The report finds that "while some of this load growth will be customer-supplied, utilities in most cases will supply capacity to ensure reliability. Even as rooftop solar grows, it still will not mount to 5% of total U.S. generation, he said.
"It is possible for distributed generation to grow a lot and still not be a huge share," Blanford said.
EPRI's national assessment is not a projection so much as a roadmap. "It's one of the first looks at the economic potential of electrification," Blanford said. "Utilities are not taking away a forecast, but a better understanding of how these trends could impact load shapes and growth overall."
The analysis shows "how the whole system could evolve," he said.
But despite national trends, electrification will play out in local utility service territories. And utilities will need far more specific information and planning in order to be prepared.
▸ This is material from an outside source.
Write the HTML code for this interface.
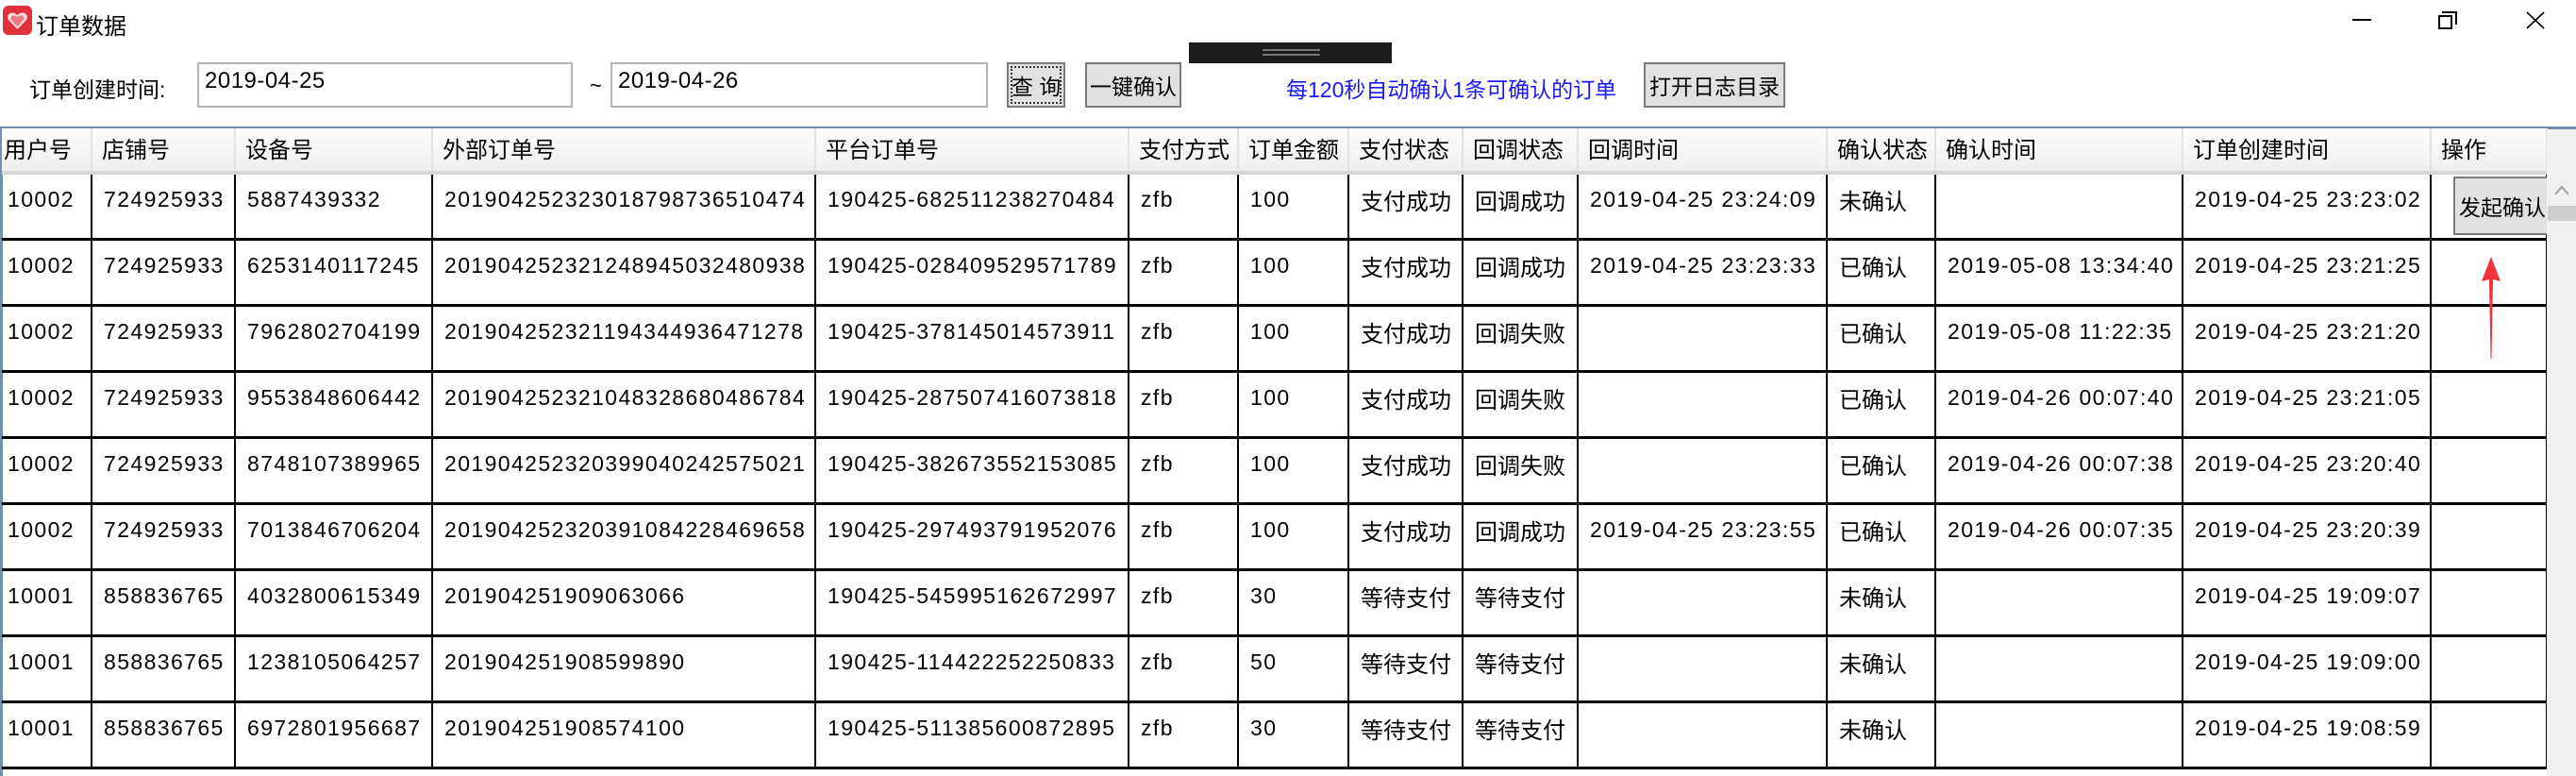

EPRI is working on a more detailed analysis that will focus on electrification at the local and regional levels — those efforts are being coordinated with certain utilities in specific states.
Seven states have already partnered with about 10 utilities, said Blanford, and "there are more in the pipeline." Utilities will be able to use the results of the study to inform rate cases and make the arguments for electrification investments to regulators. And the local analysis will be more specific and operationally useful.
"We will be looking carefully at the assumptions driving adoption in those states," Blanford said.
NRDC's Carter said once the results of the statewide analysis are in, the conversation will become more specific with regard to energy supply and demand, "which will likely yield a different mix of resources."